Whether they think the mayor is combating obesity or infringing on their rights, New Yorkers are scheduled to have their say on a proposed ban on large sugary drinks served at restaurants, movie theaters and other eateries.

Soda
Soda

The proposal requires only the approval of the Board of Health — appointed by the mayor — to take effect. But opponents could still sue to block the ban, or they could convince legislators to step in and block the proposal.

A public hearing was scheduled for Tuesday afternoon, and the board is scheduled to vote on the measure Sept. 13.

"Sugary drink consumption is a key driver of the obesity epidemic," Mayor Michael Bloomberg said Monday alongside community leaders who gathered to voice their support for the measure. "This year an estimated 5,800 New Yorkers will die because they are obese or overweight."

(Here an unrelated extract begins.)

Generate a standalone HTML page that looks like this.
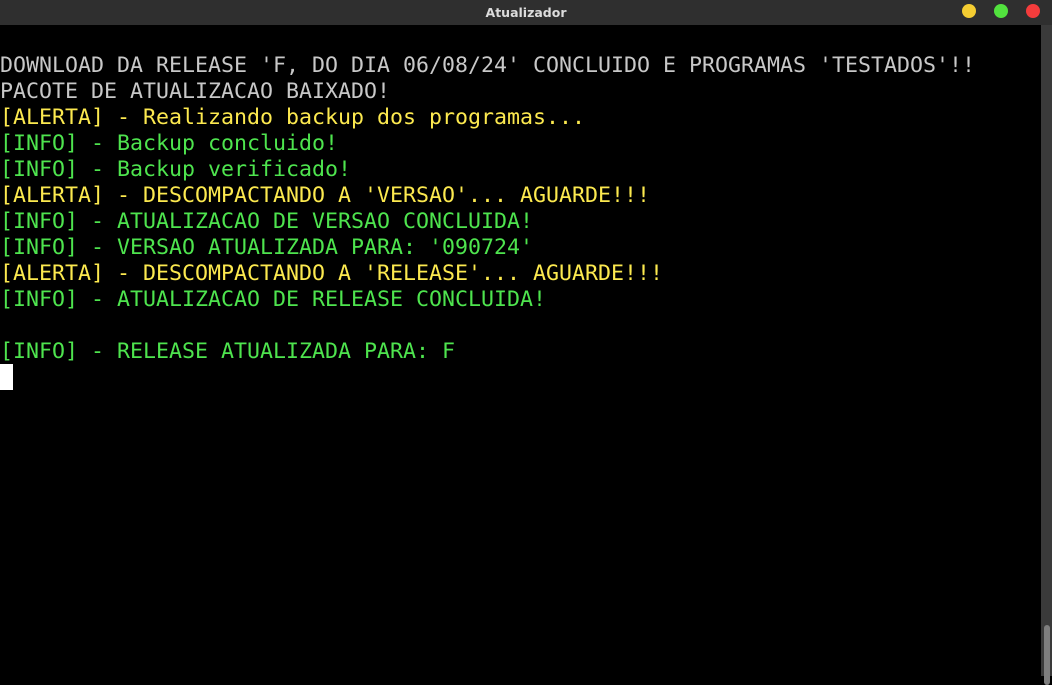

A few miles away and about an hour later, more than 100 people gathered on the steps of City Hall to protest the proposed ban — many wearing t-shirts that read, "I picked out my beverage all by myself."

Since Bloomberg proposed the ban in May, opponents including members of the restaurant and soft drink industries as well as libertarians have accused him of attempting to institute a "nanny state" with far-reaching government controls that infringe on individual choice. City officials, meanwhile, argue they are trying to save lives in the face of an epidemic that is killing New Yorkers and costing $4 billion a year.

At Monday's rally, protesters called on the administration to target obesity by improving access to physical education for the city's students and better educating the public. The proposed rules, they argued, will do little to curb weight gain and instead will hurt some small business owners while helping others.

A corner deli could be banned from selling 20-ounce soda bottles even while a neighboring 7-Eleven is allowed to sell giant Slurpees, because the city's proposal would only apply to food carts and to establishments regulated by the city Health Department, including restaurants, sports arenas and movie theaters. Grocery stores, drug stores and some convenience stores are regulated by the state and would be unaffected.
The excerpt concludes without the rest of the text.